During the French and Indian War, Lyman was promoted to major general in the Connecticut Militia and appointed as the commander of a 1,000-strong militia force in March 1755. In August, he led his troops to join an ultimately unsuccessful British expedition led by Major-general Sir William Johnson against French-held Fort Saint-Frédéric. On September 8 Johnson's troops defeated a French army at the Battle of Lake George; during the battle, after Johnson was wounded Lyman took command of Johnson's army and repulsed an attack by French troops and French-allied Indian warriors.

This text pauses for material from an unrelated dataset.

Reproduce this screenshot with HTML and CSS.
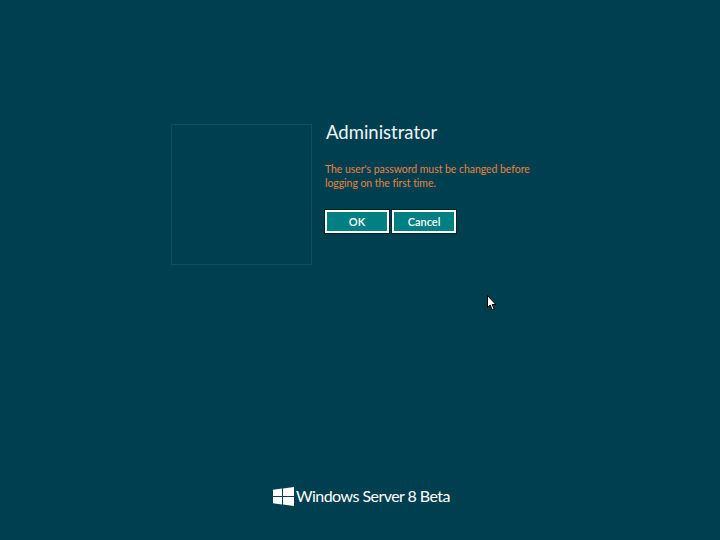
FILE: index.html
```html
<!DOCTYPE html>
<html lang="en">
<head>
<meta charset="utf-8">
<title>Windows Server 8 Beta</title>
<link rel="stylesheet" href="styles.css">
</head>
<body>
<main class="screen">
  <section class="account">
    <div class="tile"></div>
    <div class="details">
      <h1 class="name">Administrator</h1>
      <p class="message">The user's password must be changed before<br>logging on the first time.</p>
      <div class="actions">
        <button class="btn">OK</button>
        <button class="btn">Cancel</button>
      </div>
    </div>
  </section>
  <footer class="brand">
    <svg class="logo" width="21" height="19" viewBox="0 0 21 19" aria-hidden="true">
      <path fill="#fff" d="M0 2.8 9 1.5V9H0zM10 1.4 21 0v9H10zM0 10h9v7.5L0 16.2zM10 10h11v9L10 17.6z"/>
    </svg>
    <span class="product">Windows Server 8 Beta</span>
  </footer>
  <svg class="pointer" width="10" height="16" viewBox="0 0 10 16" aria-hidden="true">
    <path fill="#fff" stroke="#000" stroke-width="1" d="M.5.5V12.5L3.2 10 5.2 14.8 7.2 14 5.2 9.5H8.8z"/>
  </svg>
</main>
</body>
</html>
```

FILE: styles.css
```css
* { box-sizing: border-box; }
html, body { margin: 0; padding: 0; }
body { background: #003f50; }
.screen {
  position: relative;
  width: 720px;
  height: 540px;
  overflow: hidden;
  display: flex;
  flex-direction: column;
  background: #003f50;
  font-family: "Lato", "Open Sans", sans-serif;
}
.account {
  display: flex;
  gap: 13px;
  padding: 124px 0 0 171px;
}
.tile {
  width: 141px;
  height: 141px;
  border: 1px solid #0e4f5f;
}
.details { display: flex; flex-direction: column; }
.name {
  margin: -4px 0 0 1px;
  font-size: 18.5px;
  line-height: 24px;
  font-weight: 400;
  color: #eef5f7;
}
.message {
  margin: 18px 0 0 0;
  font-size: 10.5px;
  line-height: 14px;
  letter-spacing: -0.05px;
  color: #e5843f;
}
.actions {
  display: flex;
  gap: 3px;
  margin-top: 20px;
}
.btn {
  width: 64px;
  height: 23px;
  padding: 0;
  border: 2px solid #fff;
  outline: 1px solid #00242e;
  border-radius: 0;
  background: #008083;
  color: #fff;
  font-family: inherit;
  font-size: 11px;
  font-weight: 600;
}
.brand {
  margin-top: auto;
  margin-bottom: 34px;
  padding-left: 3px;
  display: flex;
  align-items: center;
  justify-content: center;
  gap: 2px;
  color: #fff;
}
.logo { flex: none; }
.product {
  font-size: 16px;
  line-height: 20px;
  letter-spacing: -0.55px;
}
.pointer {
  position: absolute;
  left: 487px;
  top: 295px;
}
```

In 1757 Lyman served as the commander of Fort Edward and in the next year commanded the Connecticut contingent in another British expedition led by Major-general James Abercrombie which ended after it was defeated at the Battle of Carillon on 8 July. Lyman served under Major-general Lord Amherst when the latter led a force which captured the abandoned ruins of Fort Saint-Frédéric in August 1759 and in 1760 took part in the successful Montreal campaign. In 1762, Lyman commanded the colonial contingent of Lieutenant-general Lord Albemarle's army in the successful British expedition against Cuba.

==Later life==
In 1763, he went to England where he remained until 1772, endeavoring to obtain a grant of land for himself and other New England veterans in the newly created colony of West Florida. A tract near Natchez (now Mississippi) was granted by royal charter in 1772. Lyman led a band of settlers to the region in 1773. He died the following year on October 10, 1774 and was buried near to the Big Black River in West Florida. When the American War broke out in 1775, West Florida was one of the colonies which remained loyal to the crown. In the post-war Peace of Paris it was transferred to Spanish control.